Tank And The Bangas – From Tiny Desk to the Masses: An Artist Development Story That Wasn’t Supposed to Happen This Way
[Pollstar]
By Deborah Speer
Tank and the Bangas are living what seems an artist development fairytale come true. Their success story gives credence to the premise that there is no one path for artist development.
After five years of self-booking and performing around their home base of New Orleans and the Southeast, the band’s manager sent a tape of its song “Quick” to NPR’s “Tiny Desk” concert and it was invited to perform. Tank and the Bangas went on to win Best Of Tiny Desk 2017, which instantly thrust them into the national spotlight.
“We were hoping to win, but it wasn’t a really big deal to us,” Terriona “Tank” Ball tells Pollstar. “We didn’t know how big a deal it was, but it really did change our lives.”
Their compelling backstory could open with “Once upon a time.” Tank and her family were among those displaced by Hurricane Katrina in 2005.
“Moving to Indiana as a teenager changed me,” she said. “I graduated from high school with different kids than I knew, wearing different clothes than I would have worn.” Tank began to express herself in poetry.
She returned to New Orleans, found new friends and experiences while writing and performing as a slam poet, eventually adding musicians at clubs around New Orleans.
Future manager Tavia Osbey, of MidCitizen Entertainment, was still a college student needing to write a paper about a live poetry experience and only went to a show because her sister was a fan. “I kind of went on a mission to find Tank for my sister,” Osbey said of the start of their relationship. “Somewhere along the way we became friends and me becoming her manager was kind of a joke that became real.
“But I always thought she could use NPR as the platform for people to hear her,” Osbey says. “I used to go to the open mic every week just to see her and for the feeling I would get from experiencing a performer and a poet.”
Many others would feel Osbey’s same jolt of wonder and discovery upon hearing TATB’s amalgamation of spoken word, hip-hop, rock and jazz.
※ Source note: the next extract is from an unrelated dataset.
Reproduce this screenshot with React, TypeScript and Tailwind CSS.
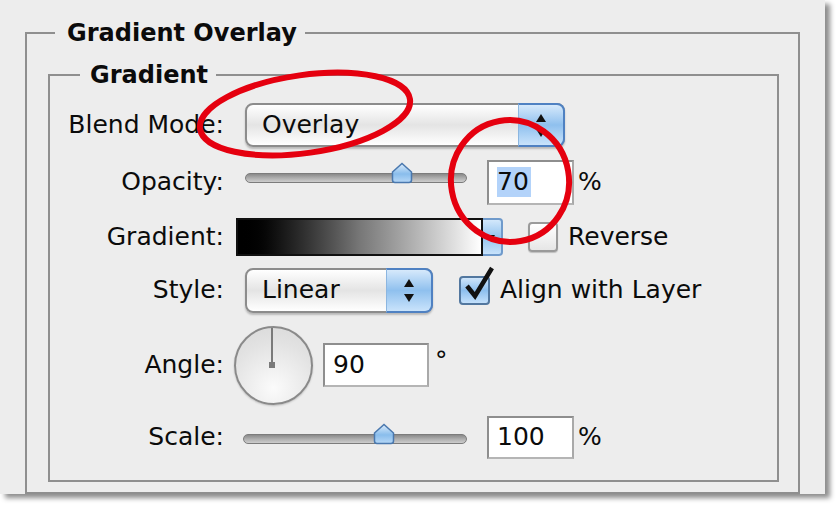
import type { ReactNode } from "react";

function Arrows() {
  return (
    <div className="flex flex-col items-center gap-[7px]">
      <svg width="10" height="8" viewBox="0 0 10 8">
        <path d="M5 0 L10 8 L0 8 Z" fill="#111" />
      </svg>
      <svg width="10" height="8" viewBox="0 0 10 8">
        <path d="M0 0 L10 0 L5 8 Z" fill="#111" />
      </svg>
    </div>
  );
}

function Select({ value, className }: { value: string; className: string }) {
  return (
    <div
      className={`flex rounded-[8px] border-2 border-[#8c8c8c] bg-linear-to-b from-white via-[#e4e4e4] to-white shadow-[0_2px_2px_rgba(0,0,0,0.22)] ${className}`}
    >
      <div className="flex flex-1 items-center pl-[15px]">{value}</div>
      <div className="-my-[2px] -mr-[2px] flex w-[47px] items-center justify-center rounded-r-[8px] border-2 border-l border-[#4f81c2] border-l-[#8cb6e0] bg-linear-to-b from-[#d6e9fb] via-[#8fc0ee] to-[#c9e3fb]">
        <Arrows />
      </div>
    </div>
  );
}

function Slider({ thumb, className }: { thumb: number; className: string }) {
  return (
    <div className={`relative h-[10px] rounded-full border border-[#7c7c7c] bg-linear-to-b from-[#8a8a8a] via-[#aeaeae] to-[#cdcdcd] ${className}`}>
      <svg
        className="absolute -top-[12px]"
        style={{ left: thumb }}
        width="22"
        height="22"
        viewBox="0 0 22 22"
      >
        <defs>
          <linearGradient id={`th${thumb}`} x1="0" y1="0" x2="0" y2="1">
            <stop offset="0" stopColor="#dcecfb" />
            <stop offset="0.55" stopColor="#89bdec" />
            <stop offset="1" stopColor="#b7d8f7" />
          </linearGradient>
        </defs>
        <path
          d="M1.5 10 L11 1.5 L20.5 10 L20.5 18 Q20.5 20.5 18 20.5 L4 20.5 Q1.5 20.5 1.5 18 Z"
          fill={`url(#th${thumb})`}
          stroke="#4a78ae"
          strokeWidth="1.5"
        />
      </svg>
    </div>
  );
}

function Field({ children, className }: { children: ReactNode; className: string }) {
  return (
    <div
      className={`flex items-center border-2 border-[#8e8e8e] border-b-[#b5b5b5] border-r-[#a9a9a9] bg-white pl-[8px] ${className}`}
    >
      {children}
    </div>
  );
}

function Label({ children }: { children: ReactNode }) {
  return <div className="w-[174px] shrink-0 text-right">{children}</div>;
}

export default function App() {
  return (
    <div className="relative h-[508px] w-[840px] overflow-hidden bg-white font-['DejaVu_Sans',sans-serif] text-[25px] leading-[30px] text-[#0b0b0b]">
      <div className="h-[494px] w-[825px] bg-[#ededed] pl-[25px] pt-[18px] shadow-[5px_4px_5px_rgba(0,0,0,0.45)]">
        <fieldset className="h-[476px] w-[775px] border-2 border-[#8f8f8f]">
          <legend className="ml-[28px] pl-3 pr-2 text-[24px] font-bold leading-[30px]">
            Gradient Overlay
          </legend>

          <fieldset className="ml-[21px] mt-[12px] h-[422px] w-[731px] border-2 border-[#8f8f8f]">
            <legend className="ml-[30px] pl-[10px] pr-2 text-[24px] font-bold leading-[30px]">
              Gradient
            </legend>

            {/* Blend mode */}
            <div className="mt-[13px] flex h-[44px] items-center">
              <Label>Blend Mode:</Label>
              <Select value="Overlay" className="ml-[21px] h-[44px] w-[320px]" />
            </div>

            {/* Opacity */}
            <div className="mt-[12px] flex h-[46px] items-center">
              <Label>Opacity:</Label>
              <Slider thumb={145} className="-mt-[9px] ml-[21px] w-[222px]" />
              <Field className="ml-[20px] h-[45px] w-[87px]">
                <span className="bg-[#b3d3fa] pr-[2px]">70</span>
              </Field>
              <span className="ml-[4px]">%</span>
            </div>

            {/* Gradient */}
            <div className="mt-[12px] flex h-[40px] items-center">
              <Label>Gradient:</Label>
              <div className="ml-[12px] flex h-[38px]">
                <div className="h-[38px] w-[247px] border-2 border-[#111] bg-linear-to-r from-black via-[#777] to-white" />
                <div className="flex h-[38px] w-[20px] items-center justify-center rounded-r-[4px] border-2 border-l-0 border-[#6f9acb] bg-linear-to-b from-[#d3e8fb] via-[#94c4ef] to-[#c7e2fb]">
                  <svg width="6" height="5" viewBox="0 0 6 5">
                    <path d="M0 0 L6 0 L3 5 Z" fill="#111" />
                  </svg>
                </div>
              </div>
              <div className="ml-[25px] h-[30px] w-[30px] rounded-[4px] border-2 border-[#9a9a9a] bg-linear-to-b from-white to-[#e6e6e6] shadow-[0_1px_1px_rgba(0,0,0,0.2)]" />
              <span className="ml-[10px]">Reverse</span>
            </div>

            {/* Style */}
            <div className="mt-[10px] flex h-[46px] items-center">
              <Label>Style:</Label>
              <Select value="Linear" className="ml-[21px] h-[45px] w-[188px]" />
              <div className="relative ml-[26px] h-[29px] w-[31px] rounded-[4px] border-2 border-[#52779f] bg-linear-to-b from-[#cfe5fa] via-[#8dbfee] to-[#c3e0fb]">
                <svg className="absolute -top-[12px] left-[2px]" width="32" height="38" viewBox="0 0 32 38">
                  <path d="M4 20 L12 30 L29 2" fill="none" stroke="#111" strokeWidth="4.5" strokeLinejoin="miter" />
                </svg>
              </div>
              <span className="ml-[10px]">Align with Layer</span>
            </div>

            {/* Angle */}
            <div className="mt-[12px] flex h-[80px] items-center">
              <Label>Angle:</Label>
              <div className="relative ml-[10px] h-[79px] w-[79px] rounded-full border-2 border-[#8a8a8a] bg-[radial-gradient(circle_at_50%_80%,#fbfbfb,#e2e2e2_65%,#d8d8d8)] shadow-[0_1px_2px_rgba(0,0,0,0.2)]">
                <div className="absolute left-[35px] top-0 h-[37px] w-[2px] bg-[#7a7a7a]" />
                <div className="absolute left-[33px] top-[34px] h-[6px] w-[6px] bg-[#7a7a7a]" />
              </div>
              <Field className="ml-[10px] h-[44px] w-[106px]">90</Field>
              <span className="mb-[8px] ml-[6px]">°</span>
            </div>

            {/* Scale */}
            <div className="mt-[10px] flex h-[44px] items-center">
              <Label>Scale:</Label>
              <Slider thumb={129} className="ml-[19px] mt-[4px] w-[224px]" />
              <Field className="ml-[20px] h-[43px] w-[87px]">100</Field>
              <span className="ml-[4px]">%</span>
            </div>
          </fieldset>
        </fieldset>
      </div>

      {/* red annotation marks */}
      <svg className="pointer-events-none absolute left-0 top-0" width="840" height="508" viewBox="0 0 840 508">
        <ellipse
          cx="305"
          cy="114"
          rx="106"
          ry="39"
          transform="rotate(-8 305 114)"
          fill="none"
          stroke="#e5000f"
          strokeWidth="6"
        />
        <ellipse
          cx="510"
          cy="181"
          rx="59"
          ry="61"
          transform="rotate(-10 510 181)"
          fill="none"
          stroke="#e5000f"
          strokeWidth="6"
        />
      </svg>
    </div>
  );
}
More Frank Zappa whimsy than jazzy noodling, the band is anchored by Tank’s emotive voice that can range from a dulcet whisper to a Mack truck and everything in between. The Bangas, which began to gel as a collective in 2011, would eventually settle into a core of drummer and musical director Joshua Johnson; Albert Allenback on sax and flute; Norman Spence, bassist and synths; and Merell Burkett, keyboards.
The massive chain reaction to the Tiny Desk results took Tank and the Bangas completely by surprise.
“It was like seeing 6,000 leaves on the ground and picking one up and finding it has your name on it,” Tank says. “We were always traveling all the time but, after that, every show sold out. People are screaming. It’s never been like this.”
Then the record labels came courting. “We wanted to do something with the music and travel with it,” says the 29-year-old Tank of the band’s pre-NPR life. “We never thought about that because we’d been independent for so many years. We’d fund our own tours.
“To get to the next level, we knew we couldn’t do it alone. Tavia works so hard; I wanted someone to relieve the pressure and get a machine behind us.”
Verve Label Group – with its historic catalog of jazz greats including Ella Fitzgerald, Nina Simone, Billie Holliday and progressive artists like Frank Zappa and The Velvet Underground – was one of those labels seeking to win the hearts of Tank and the Bangas.
“We were persistent without being obnoxious,” Dahlia Ambach-Caplin, VP of A&R for Verve, who ultimately signed the band, tells Pollstar. “When we sign the gems, because they are rare, we will use the full-court press.”
Tank and the Bangas, along with its team of agents Meredith Kluger and David Rowan of High Road Touring, has in 2018 made a huge splash at Sasquatch! BottleRock, and the New Orleans Jazz & Heritage Festival among others.
In the past, TATB has opened for Big Freedia (also a MidCitizen client – a show in 2016 at Brooklyn Bowl grossed $18,856, according to Pollstar BoxOffice reports) and Alabama Shakes (a Shreveport Municipal Auditorium show in April 2017 grossed $124,000). More recently, the band headlined an April show at Austin’s Scoot Inn, grossing $16,575.
“Their live shows are incredibly powerful, captivating, compelling and dynamic. Beyond anything this band is joyful, and bringing a message of hope, positivity, inclusivity, and love, which is what draws the fans to them, and keeps them coming to every show,” High Road’s Kluger tells Pollstar.
The band embarks on a European festival tour in June before returning to the States for Newport Jazz Festival and a headlining spot at Colorado’s Red Rocks in late July.
“We’re really in love with what we are doing right now. I don’t think we could do anything else,” Tank says. “For anybody coming on after, I hope they’re prepared to have as much fun as we do.”
So what would she want to do if she couldn’t perform?
“I always wanted to be a Disney voiceover character for something, I don’t know what doing that would be, but it would be pretty freaking cool.”
If she couldn’t live the fairytale she currently seems to be living, she certainly could voice one.